Wichita County Judge and Wichita Falls leader Woody Gossom today, Thursday, September 26 expressed his approval of Wichita County deputies patrolling the streets of nearby Electra in the wake of the controversy surrounding the deteriorating situation involving law enforcement there, according to an article in today's Wichita Falls TimesRecord News newspaper. Gossom, who served as a county commissioner several terms in Wichita Falls before ascending to his current position, also said in the Wichita Falls paper today that, "Right now we're very glad to be working with Electra and help them through this time."
Several Electra residents have commented on the rapidly fluctuating status of the Electra Police Department throughout the years as police chiefs and officers have come and gone with the rapidity of a revolving door. This latest exit of officers has led to a shortage of law enforcement in the town northwest of Wichita Falls.
Wichita Falls resident and Wichita County Sheriff David Duke said his office has provided help for the embattled police department since the end of 2012, when four officers resigned. Electra Police Chief Johnny Morris is on medical leave now, although he was able to hire two fulltime officers and one part-time officer in February.
However, the police department of the town which is repeatedly racked with controversy between its city council members and law enforcement officers, saw the department depleted again recently when even more people exited the office for perhaps a more stable environment.
Gossom, who is an active member of First Presbyterian Church of Wichita Falls, reported today that the county has worked up a three-month contract to renew after it expires. If Electra is able to re-load its police staff before the 90 days are up, then the contract may be terminated earlier.
Duke, a longtime deputy in Wichita Falls before he was elected sheriff, said also that the city is plowing through applications from certified police officers who have graduated from an academy. He further indicated he expects his deputies to participate in the training of any new officers hired in the town which is not far from Punkin Center and Clara.
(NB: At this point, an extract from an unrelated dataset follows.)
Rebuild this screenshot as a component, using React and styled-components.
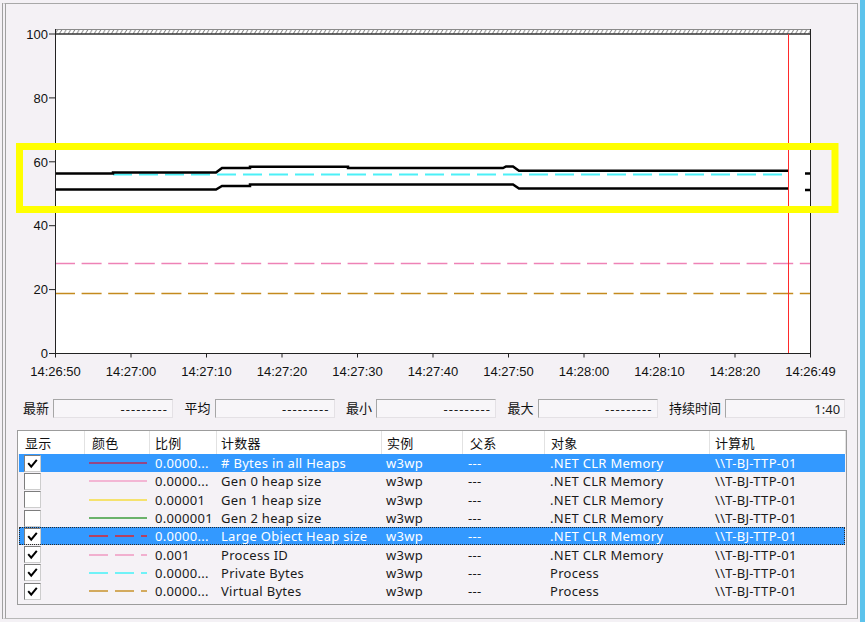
import styled, { createGlobalStyle } from "styled-components";

const GlobalStyle = createGlobalStyle`
  html, body {
    margin: 0;
    padding: 0;
  }
  body {
    background: #f4f1f5;
    font-family: "Noto Sans", "Noto Sans CJK SC", sans-serif;
  }
`;

const COLS = "67px 65px 67px 165px 81px 82px 165px 1fr";

const Screen = styled.div`
  width: 865px;
  height: 622px;
  display: flex;
  background: #f4f1f5;
  overflow: hidden;
`;

const Frame = styled.div`
  flex: 1;
  margin: 3px 2px 3px 2px;
  border-top: 1px solid #a8a8a8;
  border-right: 1px solid #a8a8a8;
  border-bottom: 1px solid #b8b8b8;
  border-left: 4px double #a0a0a0;
  display: flex;
  flex-direction: column;
`;

const SideStrip = styled.div`
  width: 5px;
  background: #5cc3ec;
`;

const ChartSvg = styled.svg`
  display: block;
  width: 851px;
  height: 380px;
  font-family: "Liberation Sans", Arial, sans-serif;
  font-size: 13px;
`;

const StatsRow = styled.div`
  display: flex;
  align-items: center;
  gap: 11.5px;
  height: 19px;
  margin-top: 15px;
  padding-left: 17px;
`;

const StatGroup = styled.div`
  display: flex;
  align-items: center;
  gap: 4px;
`;

const StatLabel = styled.span`
  font-size: 13px;
  line-height: 19px;
  color: #111;
  white-space: nowrap;
`;

const StatBox = styled.div`
  width: 120px;
  height: 19px;
  box-sizing: border-box;
  border: 1px solid;
  border-color: #a6a6a6 #e4e1e5 #e4e1e5 #a6a6a6;
  background: #f8f6f9;
  display: flex;
  align-items: center;
  justify-content: flex-end;
  padding-right: 4px;
  font-size: 13px;
  color: #1e1e1e;
  letter-spacing: ${(p) => (p.$dashes ? "1.1px" : "0")};
`;

const Table = styled.div`
  margin: 12px 10px 0 11px;
  height: 175px;
  box-sizing: border-box;
  border: 1px solid #9c9c9c;
  background: #f5f2f6;
  font-size: 13px;
  letter-spacing: 0.3px;
  color: #1a1a1a;
`;

const HeaderRow = styled.div`
  display: grid;
  grid-template-columns: ${COLS};
  height: 23px;
  background: #ffffff;
  color: #111;
`;

const HeaderCell = styled.div`
  display: flex;
  align-items: center;
  padding-left: ${(p) => p.$pad}px;
  border-right: 1px solid #e2e2e2;
  white-space: nowrap;
  overflow: hidden;
`;

const Row = styled.div`
  display: grid;
  grid-template-columns: ${COLS};
  height: 18.3px;
  margin: 0 1px;
  align-items: center;
  background: ${(p) => (p.$selected ? "#3399ff" : "transparent")};
  color: ${(p) => (p.$selected ? "#ffffff" : "#1a1a1a")};
  outline: ${(p) => (p.$focused ? "1px dotted #2a2a2a" : "none")};
  outline-offset: -1px;
`;

const Cell = styled.div`
  padding-left: ${(p) => p.$pad}px;
  white-space: nowrap;
  overflow: hidden;
  display: flex;
  align-items: center;
  line-height: 18px;
`;

const CheckBox = styled.span`
  display: inline-flex;
  width: 17px;
  height: 17px;
  box-sizing: border-box;
  border: 1px solid;
  border-color: #7d7d7d #cdcdcd #cdcdcd #7d7d7d;
  background: #ffffff;
  align-items: center;
  justify-content: center;
`;

const rows = [
  { checked: true, color: "#b82c5c", dashed: false, scale: "0.0000...", counter: "# Bytes in all Heaps", object: ".NET CLR Memory", selected: true },
  { checked: false, color: "#f2a2c8", dashed: false, scale: "0.0000...", counter: "Gen 0 heap size", object: ".NET CLR Memory" },
  { checked: false, color: "#f4dc40", dashed: false, scale: "0.00001", counter: "Gen 1 heap size", object: ".NET CLR Memory" },
  { checked: false, color: "#3c9c3c", dashed: false, scale: "0.000001", counter: "Gen 2 heap size", object: ".NET CLR Memory" },
  { checked: true, color: "#e0242e", dashed: true, scale: "0.0000...", counter: "Large Object Heap size", object: ".NET CLR Memory", selected: true, focused: true },
  { checked: true, color: "#f09ac2", dashed: true, scale: "0.001", counter: "Process ID", object: ".NET CLR Memory" },
  { checked: true, color: "#44f2f8", dashed: true, scale: "0.0000...", counter: "Private Bytes", object: "Process" },
  { checked: true, color: "#c8922c", dashed: true, scale: "0.0000...", counter: "Virtual Bytes", object: "Process" },
];

const headers = [
  { label: "显示", pad: 7 },
  { label: "颜色", pad: 7 },
  { label: "比例", pad: 5 },
  { label: "计数器", pad: 4 },
  { label: "实例", pad: 5 },
  { label: "父系", pad: 7 },
  { label: "对象", pad: 6 },
  { label: "计算机", pad: 5 },
];

const stats = [
  { label: "最新", value: "---------" },
  { label: "平均", value: "---------" },
  { label: "最小", value: "---------" },
  { label: "最大", value: "---------" },
  { label: "持续时间", value: "1:40" },
];

const xLabels = [
  "14:26:50", "14:27:00", "14:27:10", "14:27:20", "14:27:30", "14:27:40",
  "14:27:50", "14:28:00", "14:28:10", "14:28:20", "14:26:49",
];

const X0 = 55.5;
const X1 = 810.5;
const Y0 = 353.5;
const yOf = (v) => Y0 - (v * 319.5) / 100;

const Chart = () => (
  <ChartSvg viewBox="6 4 851 380">
    <defs>
      <pattern id="hatch" x="55" y="29" width="4.33" height="5" patternUnits="userSpaceOnUse">
        <path d="M0 5 L3 0" stroke="#7a7a7a" strokeWidth="0.9" />
      </pattern>
    </defs>
    <rect x={X0} y="29" width={X1 - X0} height={Y0 - 29} fill="#ffffff" />
    <rect x={X0} y="29" width={X1 - X0} height="5" fill="url(#hatch)" />
    <path d={`M${X0} 29.5 H${X1}`} stroke="#8a8a8a" strokeWidth="1" />
    <path d={`M${X0} 34 H${X1}`} stroke="#333" strokeWidth="1.4" />

    {[0, 20, 40, 60, 80, 100].map((v) => (
      <g key={v}>
        <path d={`M49 ${yOf(v)} H${X0}`} stroke="#222" strokeWidth="1" />
        <text x="48" y={yOf(v) + 4.7} textAnchor="end" fill="#111">{v}</text>
      </g>
    ))}

    {xLabels.map((t, k) => {
      const x = X0 + k * 75.5;
      return (
        <g key={k}>
          <path d={`M${x} ${Y0} V357.5`} stroke="#222" strokeWidth="1" />
          <text x={x} y="375.5" textAnchor="middle" fill="#111">{t}</text>
        </g>
      );
    })}

    <path d={`M55 263.5 H${X1}`} stroke="#ee82b6" strokeWidth="1.5" strokeDasharray="20 6.6" fill="none" />
    <path d={`M55 293.5 H${X1}`} stroke="#c48a1e" strokeWidth="1.5" strokeDasharray="20 6.6" fill="none" />
    <path d="M113 174.5 H788" stroke="#4cf0f7" strokeWidth="2" strokeDasharray="19 7" fill="none" />

    <path
      d="M55 173.5 H113 V172.5 H216 L222 168 H250 V166.7 H348 V168 H503 L506 166.5 H513 L519 170.7 H788"
      stroke="#000" strokeWidth="2.5" fill="none"
    />
    <path
      d="M55 189.5 H216 L222 186 H250 V184.5 H513 L519 188.5 H788"
      stroke="#000" strokeWidth="2.5" fill="none"
    />
    <path d="M805 173.5 H811 M805 190 H811" stroke="#000" strokeWidth="2.5" fill="none" />

    <path d="M788.5 34 V353" stroke="#ff2a2a" strokeWidth="1" />

    <path d={`M${X0} 29 V354`} stroke="#222" strokeWidth="1" />
    <path d={`M${X1} 29 V354`} stroke="#222" strokeWidth="1" />
    <path d={`M55 ${Y0} H811`} stroke="#222" strokeWidth="1" />

    <rect x="19.5" y="146.5" width="815.5" height="63" fill="none" stroke="#ffff00" strokeWidth="7" />
  </ChartSvg>
);

const Check = () => (
  <svg width="15" height="15" viewBox="0 0 15 15">
    <path d="M3.2 7.2 L6.2 10.6 L11.8 3.8" stroke="#000" strokeWidth="2" fill="none" />
  </svg>
);

const ColorSample = ({ color, dashed }) => (
  <svg width="58" height="4" viewBox="0 0 58 4">
    <path d="M0 2 H58" stroke={color} strokeWidth="1.5" strokeDasharray={dashed ? "19 7" : "none"} />
  </svg>
);

export default function App() {
  return (
    <Screen>
      <GlobalStyle />
      <Frame>
        <Chart />
        <StatsRow>
          {stats.map((s) => (
            <StatGroup key={s.label}>
              <StatLabel>{s.label}</StatLabel>
              <StatBox $dashes={s.value.startsWith("-")}>{s.value}</StatBox>
            </StatGroup>
          ))}
        </StatsRow>
        <Table>
          <HeaderRow>
            {headers.map((h) => (
              <HeaderCell key={h.label} $pad={h.pad}>{h.label}</HeaderCell>
            ))}
          </HeaderRow>
          {rows.map((r) => (
            <Row key={r.counter} $selected={r.selected} $focused={r.focused}>
              <Cell $pad={5}>
                <CheckBox>{r.checked && <Check />}</CheckBox>
              </Cell>
              <Cell $pad={3}>
                <ColorSample color={r.color} dashed={r.dashed} />
              </Cell>
              <Cell $pad={4}>{r.scale}</Cell>
              <Cell $pad={3}>{r.counter}</Cell>
              <Cell $pad={3}>w3wp</Cell>
              <Cell $pad={4}>---</Cell>
              <Cell $pad={4}>{r.object}</Cell>
              <Cell $pad={4}>{"\\\\T-BJ-TTP-01"}</Cell>
            </Row>
          ))}
        </Table>
      </Frame>
      <SideStrip />
    </Screen>
  );
}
Duke also said his deputies will help patrol special events, such as football games. The two-term sheriff said the welfare of the people of Electra is important to him. Electra is included in the sheriff's jurisdiction as it is part of Wichita County, though just barely.
Originally the center of an oil boom during its golden era, the town is reportedly named after Electra Waggoner who was a member of one of the premier families of North Texas. The sprawling Waggoner Ranch is world famous.
Hopefully, with the help of the WCSO located in Wichita Falls, the Electra Police Department can find some stability in the future.